Make marketing follow operations, not the other way around

Once your schedule, membership model, and staffing are aligned, marketing becomes much simpler. Instead of “we need more people,” you can say, “we need 12 more recurring members in these specific anchor blocks over the next 60 days.”

That clarity lets you:

  • Target local campaigns to the neighborhoods and time windows that matter most.
  • Feature the specific classes and coaches that define your studio’s identity.
  • Use member stories from your Mountain West city—people who balance work, family, and outdoor life—to make your messaging feel real.

Because your capacity and membership math are already in place, each new member has a clear home on the schedule. That keeps classes feeling full but not overcrowded and reduces the risk that growth breaks your operations.

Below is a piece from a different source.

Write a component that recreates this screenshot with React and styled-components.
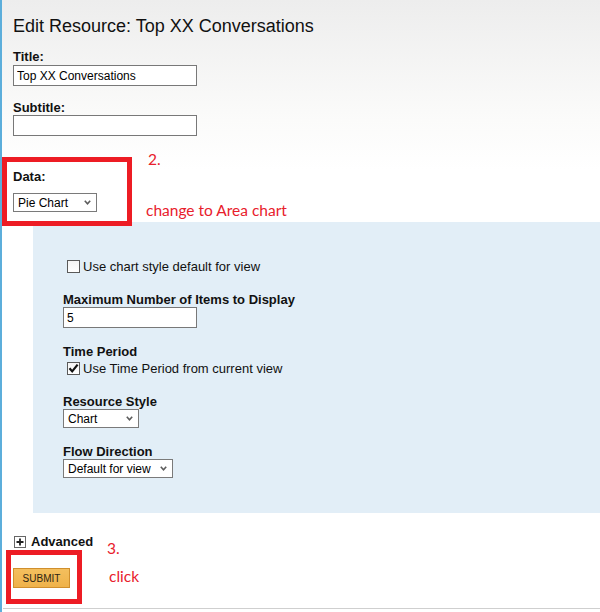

Build a monthly “studio health” review rhythm

Finally, treat your studio like a living system that needs a regular check-in. Once a month, block 60–90 minutes to review:

  • Attendance trends by class and anchor block.
  • Membership counts by tier and visit pattern.
  • Churn risk list and recent saves.
  • Staffing and payroll versus plan.

Use that time to make 2–3 specific decisions: adjust one or two class times, tweak an intro offer, rebalance coach hours, or run a focused reactivation campaign for lapsed members. Small, consistent adjustments beat big, reactive changes every time.

Independent fitness studios in Mountain West secondary metros do not win by copying big-city chains. They win by understanding how their particular city moves through the week, then building a schedule, membership model, and staffing plan that fit that rhythm. When you treat capacity, schedule, and membership as one system, steadier membership and calmer cash flow stop being a wish and start becoming the way you run the business.